### What the task asks
Extract every line below, verbatim.

....................

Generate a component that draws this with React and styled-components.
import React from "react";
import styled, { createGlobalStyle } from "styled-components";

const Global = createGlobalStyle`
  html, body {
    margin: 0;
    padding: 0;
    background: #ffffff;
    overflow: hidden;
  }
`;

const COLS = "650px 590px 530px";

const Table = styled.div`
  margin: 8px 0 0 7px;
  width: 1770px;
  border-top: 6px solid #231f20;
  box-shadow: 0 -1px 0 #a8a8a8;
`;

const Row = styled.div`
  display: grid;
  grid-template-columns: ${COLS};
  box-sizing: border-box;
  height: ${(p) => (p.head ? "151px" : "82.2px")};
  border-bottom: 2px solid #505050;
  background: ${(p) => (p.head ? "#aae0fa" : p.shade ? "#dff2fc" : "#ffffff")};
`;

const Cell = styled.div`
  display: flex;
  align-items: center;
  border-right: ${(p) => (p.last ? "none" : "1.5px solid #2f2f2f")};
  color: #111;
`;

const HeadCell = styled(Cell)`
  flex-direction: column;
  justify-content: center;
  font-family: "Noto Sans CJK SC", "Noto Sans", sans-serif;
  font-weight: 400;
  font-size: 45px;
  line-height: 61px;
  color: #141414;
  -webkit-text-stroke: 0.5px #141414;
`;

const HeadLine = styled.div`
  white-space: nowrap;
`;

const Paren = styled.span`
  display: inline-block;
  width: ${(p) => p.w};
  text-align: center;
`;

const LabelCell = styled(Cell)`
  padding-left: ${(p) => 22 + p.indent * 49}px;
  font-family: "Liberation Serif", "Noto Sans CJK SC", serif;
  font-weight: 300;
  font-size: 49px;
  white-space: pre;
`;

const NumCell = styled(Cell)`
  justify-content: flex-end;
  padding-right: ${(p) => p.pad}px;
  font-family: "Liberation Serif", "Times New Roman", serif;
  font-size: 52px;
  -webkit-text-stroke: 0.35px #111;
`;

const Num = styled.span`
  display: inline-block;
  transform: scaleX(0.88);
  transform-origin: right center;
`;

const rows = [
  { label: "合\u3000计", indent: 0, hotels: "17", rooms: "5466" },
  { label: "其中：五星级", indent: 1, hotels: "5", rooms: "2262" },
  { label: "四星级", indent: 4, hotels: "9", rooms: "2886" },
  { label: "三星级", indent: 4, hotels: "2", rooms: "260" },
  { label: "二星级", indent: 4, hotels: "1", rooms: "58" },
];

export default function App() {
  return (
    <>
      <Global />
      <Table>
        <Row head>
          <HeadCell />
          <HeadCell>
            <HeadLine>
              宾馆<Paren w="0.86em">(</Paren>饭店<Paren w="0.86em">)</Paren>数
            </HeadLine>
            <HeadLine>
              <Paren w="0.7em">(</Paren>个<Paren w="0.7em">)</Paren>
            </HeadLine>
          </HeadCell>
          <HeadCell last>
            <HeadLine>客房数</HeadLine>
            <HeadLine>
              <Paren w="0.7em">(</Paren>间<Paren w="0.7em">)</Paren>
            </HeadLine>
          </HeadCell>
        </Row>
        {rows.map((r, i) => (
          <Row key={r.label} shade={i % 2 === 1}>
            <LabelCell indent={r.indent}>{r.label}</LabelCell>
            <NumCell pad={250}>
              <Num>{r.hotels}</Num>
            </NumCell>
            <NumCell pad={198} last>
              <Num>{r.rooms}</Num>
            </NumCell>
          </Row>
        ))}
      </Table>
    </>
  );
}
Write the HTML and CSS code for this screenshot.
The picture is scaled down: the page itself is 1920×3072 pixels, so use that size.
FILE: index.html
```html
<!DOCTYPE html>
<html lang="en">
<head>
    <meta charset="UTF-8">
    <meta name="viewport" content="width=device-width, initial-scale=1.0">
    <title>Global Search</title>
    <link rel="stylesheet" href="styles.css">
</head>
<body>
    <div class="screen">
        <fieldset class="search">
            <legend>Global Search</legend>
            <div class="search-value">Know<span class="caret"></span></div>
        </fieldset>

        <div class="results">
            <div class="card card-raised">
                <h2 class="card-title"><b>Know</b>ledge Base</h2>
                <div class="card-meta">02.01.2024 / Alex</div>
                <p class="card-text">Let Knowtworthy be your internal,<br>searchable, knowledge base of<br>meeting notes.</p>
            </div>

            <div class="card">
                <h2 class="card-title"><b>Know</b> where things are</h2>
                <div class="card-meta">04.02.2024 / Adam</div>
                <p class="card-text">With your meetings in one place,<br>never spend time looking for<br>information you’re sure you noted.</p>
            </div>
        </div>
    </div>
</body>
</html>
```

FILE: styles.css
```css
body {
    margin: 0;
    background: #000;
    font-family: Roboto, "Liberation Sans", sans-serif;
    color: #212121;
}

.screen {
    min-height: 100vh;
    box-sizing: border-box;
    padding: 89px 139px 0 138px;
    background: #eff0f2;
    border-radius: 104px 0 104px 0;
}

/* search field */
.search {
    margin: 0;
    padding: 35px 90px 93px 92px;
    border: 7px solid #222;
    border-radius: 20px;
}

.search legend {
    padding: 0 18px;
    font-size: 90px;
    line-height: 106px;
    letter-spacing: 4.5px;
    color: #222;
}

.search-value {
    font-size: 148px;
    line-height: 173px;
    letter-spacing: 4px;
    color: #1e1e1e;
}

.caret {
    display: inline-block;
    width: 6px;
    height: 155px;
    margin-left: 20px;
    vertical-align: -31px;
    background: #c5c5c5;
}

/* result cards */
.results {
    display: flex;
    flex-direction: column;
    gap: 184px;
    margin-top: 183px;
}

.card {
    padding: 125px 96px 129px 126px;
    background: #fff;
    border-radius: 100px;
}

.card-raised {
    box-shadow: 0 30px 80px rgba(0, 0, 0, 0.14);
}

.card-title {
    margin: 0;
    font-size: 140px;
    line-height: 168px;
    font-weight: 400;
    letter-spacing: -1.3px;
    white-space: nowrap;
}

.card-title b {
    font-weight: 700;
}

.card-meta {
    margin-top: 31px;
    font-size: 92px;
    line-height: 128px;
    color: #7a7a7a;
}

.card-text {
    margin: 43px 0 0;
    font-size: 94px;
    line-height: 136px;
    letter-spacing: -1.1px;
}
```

....................

### Correct response
Generate a component that draws this with React and styled-components.
import React from "react";
import styled, { createGlobalStyle } from "styled-components";

const Global = createGlobalStyle`
  html, body {
    margin: 0;
    padding: 0;
    background: #ffffff;
    overflow: hidden;
  }
`;

const COLS = "650px 590px 530px";

const Table = styled.div`
  margin: 8px 0 0 7px;
  width: 1770px;
  border-top: 6px solid #231f20;
  box-shadow: 0 -1px 0 #a8a8a8;
`;

const Row = styled.div`
  display: grid;
  grid-template-columns: ${COLS};
  box-sizing: border-box;
  height: ${(p) => (p.head ? "151px" : "82.2px")};
  border-bottom: 2px solid #505050;
  background: ${(p) => (p.head ? "#aae0fa" : p.shade ? "#dff2fc" : "#ffffff")};
`;

const Cell = styled.div`
  display: flex;
  align-items: center;
  border-right: ${(p) => (p.last ? "none" : "1.5px solid #2f2f2f")};
  color: #111;
`;

const HeadCell = styled(Cell)`
  flex-direction: column;
  justify-content: center;
  font-family: "Noto Sans CJK SC", "Noto Sans", sans-serif;
  font-weight: 400;
  font-size: 45px;
  line-height: 61px;
  color: #141414;
  -webkit-text-stroke: 0.5px #141414;
`;

const HeadLine = styled.div`
  white-space: nowrap;
`;

const Paren = styled.span`
  display: inline-block;
  width: ${(p) => p.w};
  text-align: center;
`;

const LabelCell = styled(Cell)`
  padding-left: ${(p) => 22 + p.indent * 49}px;
  font-family: "Liberation Serif", "Noto Sans CJK SC", serif;
  font-weight: 300;
  font-size: 49px;
  white-space: pre;
`;

const NumCell = styled(Cell)`
  justify-content: flex-end;
  padding-right: ${(p) => p.pad}px;
  font-family: "Liberation Serif", "Times New Roman", serif;
  font-size: 52px;
  -webkit-text-stroke: 0.35px #111;
`;

const Num = styled.span`
  display: inline-block;
  transform: scaleX(0.88);
  transform-origin: right center;
`;

const rows = [
  { label: "合\u3000计", indent: 0, hotels: "17", rooms: "5466" },
  { label: "其中：五星级", indent: 1, hotels: "5", rooms: "2262" },
  { label: "四星级", indent: 4, hotels: "9", rooms: "2886" },
  { label: "三星级", indent: 4, hotels: "2", rooms: "260" },
  { label: "二星级", indent: 4, hotels: "1", rooms: "58" },
];

export default function App() {
  return (
    <>
      <Global />
      <Table>
        <Row head>
          <HeadCell />
          <HeadCell>
            <HeadLine>
              宾馆<Paren w="0.86em">(</Paren>饭店<Paren w="0.86em">)</Paren>数
            </HeadLine>
            <HeadLine>
              <Paren w="0.7em">(</Paren>个<Paren w="0.7em">)</Paren>
            </HeadLine>
          </HeadCell>
          <HeadCell last>
            <HeadLine>客房数</HeadLine>
            <HeadLine>
              <Paren w="0.7em">(</Paren>间<Paren w="0.7em">)</Paren>
            </HeadLine>
          </HeadCell>
        </Row>
        {rows.map((r, i) => (
          <Row key={r.label} shade={i % 2 === 1}>
            <LabelCell indent={r.indent}>{r.label}</LabelCell>
            <NumCell pad={250}>
              <Num>{r.hotels}</Num>
            </NumCell>
            <NumCell pad={198} last>
              <Num>{r.rooms}</Num>
            </NumCell>
          </Row>
        ))}
      </Table>
    </>
  );
}
Write the HTML and CSS code for this screenshot.
The picture is scaled down: the page itself is 1920×3072 pixels, so use that size.
FILE: index.html
```html
<!DOCTYPE html>
<html lang="en">
<head>
    <meta charset="UTF-8">
    <meta name="viewport" content="width=device-width, initial-scale=1.0">
    <title>Global Search</title>
    <link rel="stylesheet" href="styles.css">
</head>
<body>
    <div class="screen">
        <fieldset class="search">
            <legend>Global Search</legend>
            <div class="search-value">Know<span class="caret"></span></div>
        </fieldset>

        <div class="results">
            <div class="card card-raised">
                <h2 class="card-title"><b>Know</b>ledge Base</h2>
                <div class="card-meta">02.01.2024 / Alex</div>
                <p class="card-text">Let Knowtworthy be your internal,<br>searchable, knowledge base of<br>meeting notes.</p>
            </div>

            <div class="card">
                <h2 class="card-title"><b>Know</b> where things are</h2>
                <div class="card-meta">04.02.2024 / Adam</div>
                <p class="card-text">With your meetings in one place,<br>never spend time looking for<br>information you’re sure you noted.</p>
            </div>
        </div>
    </div>
</body>
</html>
```

FILE: styles.css
```css
body {
    margin: 0;
    background: #000;
    font-family: Roboto, "Liberation Sans", sans-serif;
    color: #212121;
}

.screen {
    min-height: 100vh;
    box-sizing: border-box;
    padding: 89px 139px 0 138px;
    background: #eff0f2;
    border-radius: 104px 0 104px 0;
}

/* search field */
.search {
    margin: 0;
    padding: 35px 90px 93px 92px;
    border: 7px solid #222;
    border-radius: 20px;
}

.search legend {
    padding: 0 18px;
    font-size: 90px;
    line-height: 106px;
    letter-spacing: 4.5px;
    color: #222;
}

.search-value {
    font-size: 148px;
    line-height: 173px;
    letter-spacing: 4px;
    color: #1e1e1e;
}

.caret {
    display: inline-block;
    width: 6px;
    height: 155px;
    margin-left: 20px;
    vertical-align: -31px;
    background: #c5c5c5;
}

/* result cards */
.results {
    display: flex;
    flex-direction: column;
    gap: 184px;
    margin-top: 183px;
}

.card {
    padding: 125px 96px 129px 126px;
    background: #fff;
    border-radius: 100px;
}

.card-raised {
    box-shadow: 0 30px 80px rgba(0, 0, 0, 0.14);
}

.card-title {
    margin: 0;
    font-size: 140px;
    line-height: 168px;
    font-weight: 400;
    letter-spacing: -1.3px;
    white-space: nowrap;
}

.card-title b {
    font-weight: 700;
}

.card-meta {
    margin-top: 31px;
    font-size: 92px;
    line-height: 128px;
    color: #7a7a7a;
}

.card-text {
    margin: 43px 0 0;
    font-size: 94px;
    line-height: 136px;
    letter-spacing: -1.1px;
}
```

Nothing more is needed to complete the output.